After a bitter divorce, Schlossberg-Cassidy becomes Cassidy & Associates, and Gerald Cassidy takes the firm to dizzying new heights. But the main source of its business comes under fierce attack.
By Robert G. Kaiser
The name of the lobbying firm changed at the beginning of 1985: henceforth it would be Cassidy & Associates. It grew faster and faster, quickly becoming a money machine. In 1982, the firm had taken in $2.1 million in revenue; by 1987, this number would grow ninefold, to $18.8 million, and Cassidy was paying himself millions of dollars a year.

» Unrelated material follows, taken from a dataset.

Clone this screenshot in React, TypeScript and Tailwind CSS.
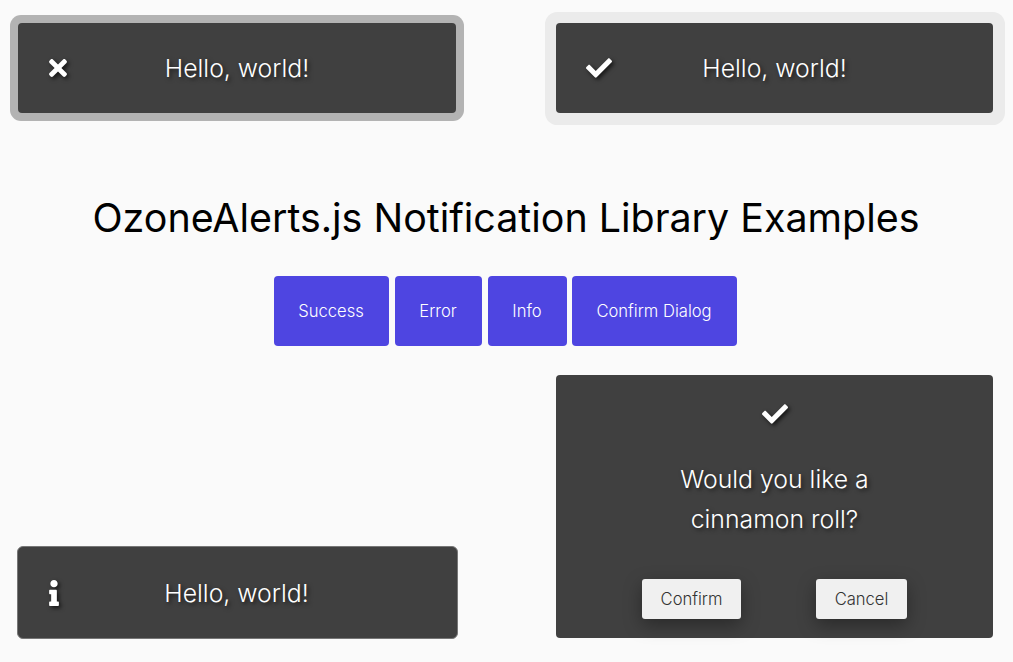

Clients were flowing to the firm in search of earmarked appropriations -- allocations for special interests from the federal treasury, appropriated directly by Congress. This was the big idea that Cassidy had helped pioneer. First it became popular, then it became controversial. In 1986, the controversy turned into a fight when the Senate tried to end the practice.
The fight was critical for Cassidy; losing could mean the end of his business. He was getting rich by helping second- and third-tier colleges and universities win earmarks, mostly to build new laboratories and buildings. This was popular among those who benefited, naturally, but many in the academic world, particularly in elite institutions, considered it political logrolling at the expense of academic integrity.
The controversy intensified as the practice grew; it grew largely because of the success of Cassidy & Associates. First came the basic technique: A school seeking federal funds for a new building, typically, hired Cassidy to prepare a formal proposal. Cassidy helped the school approach its congressman or senator with a plan. The member of Congress saw an opportunity to bring home some bacon. The member and the lobbyist then collaborated to build congressional support for the idea.
One reason the business grew was the system Cassidy fostered for finding new clients. He depended increasingly on "consultants" -- salesmen who worked for commissions of 10 percent of the fees that their clients paid to Cassidy. This was the model first exploited by William Cloherty, the fireplug from Medford, Mass., described in Chapter 6. It had many attractions, not least the fact that it could be copied again and again. James Fabiani, the detail man who had joined the firm in 1982 and became its principal marketer, recalled realizing that "you ought to be able to replicate this [relationship between university and lobbyist] the way McDonalds replicates its restaurants." But this required salesmanship, and then the manpower to look after the new clients.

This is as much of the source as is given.